- SUPPLIED MATERIAL -
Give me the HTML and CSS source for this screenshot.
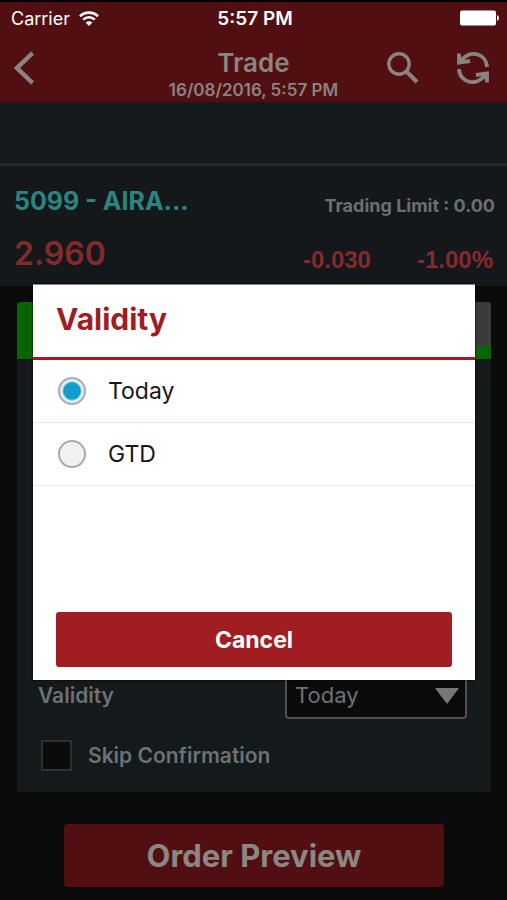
FILE: index.html
```html
<!DOCTYPE html>
<html lang="en">
<head>
<meta charset="utf-8">
<meta name="viewport" content="width=device-width, initial-scale=1">
<title>Trade</title>
<link rel="stylesheet" href="styles.css">
</head>
<body>
<div class="app">
  <header class="header">
    <div class="status">
      <div class="status-left">
        <span>Carrier</span>
        <svg class="wifi" viewBox="0 0 20 15" aria-hidden="true"><path d="M1 5.2C6 .4 14 .4 19 5.2M4.2 8.6c3.4-3.1 8.2-3.1 11.6 0" fill="none" stroke="#fff" stroke-width="2.600"/><path d="M10 15l-3.4-3.6c2-1.7 4.8-1.7 6.8 0z" fill="#fff"/></svg>
      </div>
      <span class="clock">5:57 PM</span>
      <svg class="battery" viewBox="0 0 39 16" aria-hidden="true"><rect x="0" y="0.500" width="36" height="15" rx="2" fill="#fff"/><path d="M37 5c2.600 1 2.600 5 0 6z" fill="#fff"/></svg>
    </div>
    <div class="navbar">
      <button class="icon-button back" aria-label="Back"><svg width="24" height="36" viewBox="0 0 24 36"><path d="M20.500 3L5 18l15.500 15" fill="none" stroke="currentColor" stroke-width="4.500"/></svg></button>
      <div class="heading">
        <h1>Trade</h1>
        <p>16/08/2016, 5:57 PM</p>
      </div>
      <div class="actions">
        <button class="icon-button" aria-label="Search"><svg width="32" height="32" viewBox="0 0 32 32"><circle cx="12" cy="12" r="10.200" fill="none" stroke="currentColor" stroke-width="3.400"/><path d="M19.500 19.500L30 30" stroke="currentColor" stroke-width="4"/></svg></button>
        <button class="icon-button" aria-label="Refresh"><svg width="32" height="32" viewBox="0 0 32 32"><g fill="none" stroke="currentColor" stroke-width="3.800"><path d="M4.500 8.500C11-2 29 0 30 15"/><path d="M27.500 23.500C21 34 3 32 2 17"/><path d="M2 1.500V10.500L13 9M30 30.500V21.500L19 23"/></g><path d="M2 3l7 6-7 3zM30 29l-7-6 7-3z" fill="currentColor"/></svg></button>
      </div>
    </div>
  </header>
  <div class="ticker"></div>
  <section class="quote">
    <div class="quote-row">
      <h2>5099 - AIRA...</h2>
      <span class="limit">Trading Limit : 0.00</span>
    </div>
    <div class="quote-row prices">
      <strong class="price">2.960</strong>
      <div class="changes"><span>-0.030</span><span>-1.00%</span></div>
    </div>
  </section>
  <main class="main">
    <form class="card">
      <div class="tabs"><div class="tab active"></div><div class="tab"></div></div>
      <div class="fields">
        <div class="field">
          <label for="validity">Validity</label>
          <div class="select-box">
            <select id="validity"><option>Today</option><option>GTD</option></select>
            <svg class="arrow" viewBox="0 0 24 16" aria-hidden="true"><path d="M0 0h24L12 16z" fill="currentColor"/></svg>
          </div>
        </div>
        <div class="check">
          <input type="checkbox" id="skip">
          <label for="skip">Skip Confirmation</label>
        </div>
      </div>
    </form>
    <button class="preview">Order Preview</button>
  </main>
  <div class="overlay">
    <div class="dialog" role="dialog" aria-labelledby="dialog-title">
      <h2 id="dialog-title">Validity</h2>
      <label class="option"><input type="radio" name="term" checked><span>Today</span></label>
      <label class="option"><input type="radio" name="term"><span>GTD</span></label>
      <button class="cancel">Cancel</button>
    </div>
  </div>
</div>
</body>
</html>
```
FILE: styles.css
```css
* { box-sizing: border-box; }
body { margin: 0; background: #0b0b0b; font-family: Inter, "Liberation Sans", sans-serif; }
h1, h2, p { margin: 0; }
button { border: 0; padding: 0; font-family: inherit; }
svg { display: block; }

.app { position: relative; display: flex; flex-direction: column; min-height: 100vh; border-top: 2px solid #000; }

.header { background: #520f12; color: #8b8380; height: 100px; }
.status { display: grid; grid-template-columns: 1fr auto 1fr; align-items: center; height: 32px; padding: 0 8px 0 11px; color: #fff; font-size: 18px; }
.status-left { display: flex; align-items: center; gap: 9px; }
.wifi { width: 20px; height: 15px; }
.clock { font-size: 19px; font-weight: 600; }
.battery { width: 39px; height: 16px; justify-self: end; }
.navbar { display: grid; grid-template-columns: 1fr auto 1fr; align-items: center; padding: 0 18px; height: 68px; }
.icon-button { display: flex; background: none; color: inherit; }
.back { margin-left: -6px; }
.heading { display: flex; flex-direction: column; align-items: center; padding-top: 12px; }
.heading h1 { font-size: 26px; line-height: 32px; font-weight: 600; }
.heading p { font-size: 17px; line-height: 22px; font-weight: 600; }
.actions { display: flex; justify-content: flex-end; gap: 38px; }

.ticker { height: 64px; background: #14191c; border-bottom: 3px solid #23282b; }
.quote { height: 120px; padding: 16px 12px 0 14px; background: #14181b; }
.quote-row { display: flex; justify-content: space-between; align-items: center; height: 38px; }
.quote h2 { font-size: 25px; font-weight: 700; color: #2a8582; }
.limit { padding-top: 8px; font-size: 18px; font-weight: 700; color: #6b6f71; }
.prices { height: 66px; color: #842a2c; }
.price { font-size: 32px; font-weight: 600; }
.changes { display: flex; gap: 46px; padding: 14px 2px 0 0; font-family: "Liberation Sans", sans-serif; font-size: 24px; font-weight: 700; }

.main { flex: 1; display: flex; flex-direction: column; gap: 32px; padding: 16px 16px 13px 17px; }
.card { flex: 1; display: flex; flex-direction: column; justify-content: space-between; background: #14191c; }
.tabs { display: grid; grid-template-columns: 1fr 1fr; height: 57px; border-radius: 4px 4px 0 0; overflow: hidden; background: #0b0b0b; }
.tab { background: #3b3b3b; border-bottom: 13px solid #096500; }
.tab.active { background: #096500; }
.fields { padding: 0 24px 21px 21px; font-size: 21px; font-weight: 600; color: #6d7173; }
.field { display: flex; justify-content: space-between; align-items: center; margin-bottom: 21px; }
.select-box { position: relative; width: 182px; }
.select-box select { display: block; appearance: none; width: 100%; height: 48px; padding: 0 8px; border: 2px solid #4d5052; border-radius: 4px; background: #0b0b0b; color: #6d7173; font-family: inherit; font-size: 22px; }
.arrow { position: absolute; right: 8px; top: 17px; width: 24px; height: 16px; color: #777; pointer-events: none; }
.check { display: flex; align-items: center; gap: 16px; padding-left: 3px; }
.check input { appearance: none; width: 31px; height: 31px; margin: 0; border: 2px solid #2c3032; background: #0b0b0b; }
.preview { height: 63px; margin: 0 47px; border-radius: 4px; background: #520f12; color: #8b8785; font-size: 31px; font-weight: 700; }

.overlay { position: absolute; inset: 0; display: flex; justify-content: center; align-items: flex-start; padding: 282px 32px 0 33px; }
.dialog { display: flex; flex-direction: column; width: 100%; min-height: 396px; padding-bottom: 13px; border-top: 1px solid #858789; background: #fff; box-shadow: 0 0 2px #000; }
.dialog h2 { height: 75px; padding: 14px 23px 0; border-bottom: 3px solid #a01d22; color: #a01d22; font-size: 30px; line-height: 40px; font-weight: 700; }
.option { display: flex; align-items: center; gap: 22px; height: 63px; padding: 0 25px; border-bottom: 1px solid #e5e6e7; color: #161616; font-size: 23px; }
.option input { appearance: none; width: 28px; height: 28px; margin: 0; border: 2px solid #a9abac; border-radius: 50%; background: #f2f2f2; }
.option input:checked { background: radial-gradient(circle, #109bcb 8px, #dff1f7 10px); }
.cancel { height: 55px; margin: auto 23px 0; border-radius: 3px; background: #a01d22; color: #fff; font-size: 23px; font-weight: 700; }
```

- PROBLEM DETAILS -
Restate the whole listing above exactly, please, omitting every image.

- EXERCISE SOLUTION -
Give me the HTML and CSS source for this screenshot.
FILE: index.html
```html
<!DOCTYPE html>
<html lang="en">
<head>
<meta charset="utf-8">
<meta name="viewport" content="width=device-width, initial-scale=1">
<title>Trade</title>
<link rel="stylesheet" href="styles.css">
</head>
<body>
<div class="app">
  <header class="header">
    <div class="status">
      <div class="status-left">
        <span>Carrier</span>
        <svg class="wifi" viewBox="0 0 20 15" aria-hidden="true"><path d="M1 5.2C6 .4 14 .4 19 5.2M4.2 8.6c3.4-3.1 8.2-3.1 11.6 0" fill="none" stroke="#fff" stroke-width="2.600"/><path d="M10 15l-3.4-3.6c2-1.7 4.8-1.7 6.8 0z" fill="#fff"/></svg>
      </div>
      <span class="clock">5:57 PM</span>
      <svg class="battery" viewBox="0 0 39 16" aria-hidden="true"><rect x="0" y="0.500" width="36" height="15" rx="2" fill="#fff"/><path d="M37 5c2.600 1 2.600 5 0 6z" fill="#fff"/></svg>
    </div>
    <div class="navbar">
      <button class="icon-button back" aria-label="Back"><svg width="24" height="36" viewBox="0 0 24 36"><path d="M20.500 3L5 18l15.500 15" fill="none" stroke="currentColor" stroke-width="4.500"/></svg></button>
      <div class="heading">
        <h1>Trade</h1>
        <p>16/08/2016, 5:57 PM</p>
      </div>
      <div class="actions">
        <button class="icon-button" aria-label="Search"><svg width="32" height="32" viewBox="0 0 32 32"><circle cx="12" cy="12" r="10.200" fill="none" stroke="currentColor" stroke-width="3.400"/><path d="M19.500 19.500L30 30" stroke="currentColor" stroke-width="4"/></svg></button>
        <button class="icon-button" aria-label="Refresh"><svg width="32" height="32" viewBox="0 0 32 32"><g fill="none" stroke="currentColor" stroke-width="3.800"><path d="M4.500 8.500C11-2 29 0 30 15"/><path d="M27.500 23.500C21 34 3 32 2 17"/><path d="M2 1.500V10.500L13 9M30 30.500V21.500L19 23"/></g><path d="M2 3l7 6-7 3zM30 29l-7-6 7-3z" fill="currentColor"/></svg></button>
      </div>
    </div>
  </header>
  <div class="ticker"></div>
  <section class="quote">
    <div class="quote-row">
      <h2>5099 - AIRA...</h2>
      <span class="limit">Trading Limit : 0.00</span>
    </div>
    <div class="quote-row prices">
      <strong class="price">2.960</strong>
      <div class="changes"><span>-0.030</span><span>-1.00%</span></div>
    </div>
  </section>
  <main class="main">
    <form class="card">
      <div class="tabs"><div class="tab active"></div><div class="tab"></div></div>
      <div class="fields">
        <div class="field">
          <label for="validity">Validity</label>
          <div class="select-box">
            <select id="validity"><option>Today</option><option>GTD</option></select>
            <svg class="arrow" viewBox="0 0 24 16" aria-hidden="true"><path d="M0 0h24L12 16z" fill="currentColor"/></svg>
          </div>
        </div>
        <div class="check">
          <input type="checkbox" id="skip">
          <label for="skip">Skip Confirmation</label>
        </div>
      </div>
    </form>
    <button class="preview">Order Preview</button>
  </main>
  <div class="overlay">
    <div class="dialog" role="dialog" aria-labelledby="dialog-title">
      <h2 id="dialog-title">Validity</h2>
      <label class="option"><input type="radio" name="term" checked><span>Today</span></label>
      <label class="option"><input type="radio" name="term"><span>GTD</span></label>
      <button class="cancel">Cancel</button>
    </div>
  </div>
</div>
</body>
</html>
```
FILE: styles.css
```css
* { box-sizing: border-box; }
body { margin: 0; background: #0b0b0b; font-family: Inter, "Liberation Sans", sans-serif; }
h1, h2, p { margin: 0; }
button { border: 0; padding: 0; font-family: inherit; }
svg { display: block; }

.app { position: relative; display: flex; flex-direction: column; min-height: 100vh; border-top: 2px solid #000; }

.header { background: #520f12; color: #8b8380; height: 100px; }
.status { display: grid; grid-template-columns: 1fr auto 1fr; align-items: center; height: 32px; padding: 0 8px 0 11px; color: #fff; font-size: 18px; }
.status-left { display: flex; align-items: center; gap: 9px; }
.wifi { width: 20px; height: 15px; }
.clock { font-size: 19px; font-weight: 600; }
.battery { width: 39px; height: 16px; justify-self: end; }
.navbar { display: grid; grid-template-columns: 1fr auto 1fr; align-items: center; padding: 0 18px; height: 68px; }
.icon-button { display: flex; background: none; color: inherit; }
.back { margin-left: -6px; }
.heading { display: flex; flex-direction: column; align-items: center; padding-top: 12px; }
.heading h1 { font-size: 26px; line-height: 32px; font-weight: 600; }
.heading p { font-size: 17px; line-height: 22px; font-weight: 600; }
.actions { display: flex; justify-content: flex-end; gap: 38px; }

.ticker { height: 64px; background: #14191c; border-bottom: 3px solid #23282b; }
.quote { height: 120px; padding: 16px 12px 0 14px; background: #14181b; }
.quote-row { display: flex; justify-content: space-between; align-items: center; height: 38px; }
.quote h2 { font-size: 25px; font-weight: 700; color: #2a8582; }
.limit { padding-top: 8px; font-size: 18px; font-weight: 700; color: #6b6f71; }
.prices { height: 66px; color: #842a2c; }
.price { font-size: 32px; font-weight: 600; }
.changes { display: flex; gap: 46px; padding: 14px 2px 0 0; font-family: "Liberation Sans", sans-serif; font-size: 24px; font-weight: 700; }

.main { flex: 1; display: flex; flex-direction: column; gap: 32px; padding: 16px 16px 13px 17px; }
.card { flex: 1; display: flex; flex-direction: column; justify-content: space-between; background: #14191c; }
.tabs { display: grid; grid-template-columns: 1fr 1fr; height: 57px; border-radius: 4px 4px 0 0; overflow: hidden; background: #0b0b0b; }
.tab { background: #3b3b3b; border-bottom: 13px solid #096500; }
.tab.active { background: #096500; }
.fields { padding: 0 24px 21px 21px; font-size: 21px; font-weight: 600; color: #6d7173; }
.field { display: flex; justify-content: space-between; align-items: center; margin-bottom: 21px; }
.select-box { position: relative; width: 182px; }
.select-box select { display: block; appearance: none; width: 100%; height: 48px; padding: 0 8px; border: 2px solid #4d5052; border-radius: 4px; background: #0b0b0b; color: #6d7173; font-family: inherit; font-size: 22px; }
.arrow { position: absolute; right: 8px; top: 17px; width: 24px; height: 16px; color: #777; pointer-events: none; }
.check { display: flex; align-items: center; gap: 16px; padding-left: 3px; }
.check input { appearance: none; width: 31px; height: 31px; margin: 0; border: 2px solid #2c3032; background: #0b0b0b; }
.preview { height: 63px; margin: 0 47px; border-radius: 4px; background: #520f12; color: #8b8785; font-size: 31px; font-weight: 700; }

.overlay { position: absolute; inset: 0; display: flex; justify-content: center; align-items: flex-start; padding: 282px 32px 0 33px; }
.dialog { display: flex; flex-direction: column; width: 100%; min-height: 396px; padding-bottom: 13px; border-top: 1px solid #858789; background: #fff; box-shadow: 0 0 2px #000; }
.dialog h2 { height: 75px; padding: 14px 23px 0; border-bottom: 3px solid #a01d22; color: #a01d22; font-size: 30px; line-height: 40px; font-weight: 700; }
.option { display: flex; align-items: center; gap: 22px; height: 63px; padding: 0 25px; border-bottom: 1px solid #e5e6e7; color: #161616; font-size: 23px; }
.option input { appearance: none; width: 28px; height: 28px; margin: 0; border: 2px solid #a9abac; border-radius: 50%; background: #f2f2f2; }
.option input:checked { background: radial-gradient(circle, #109bcb 8px, #dff1f7 10px); }
.cancel { height: 55px; margin: auto 23px 0; border-radius: 3px; background: #a01d22; color: #fff; font-size: 23px; font-weight: 700; }
```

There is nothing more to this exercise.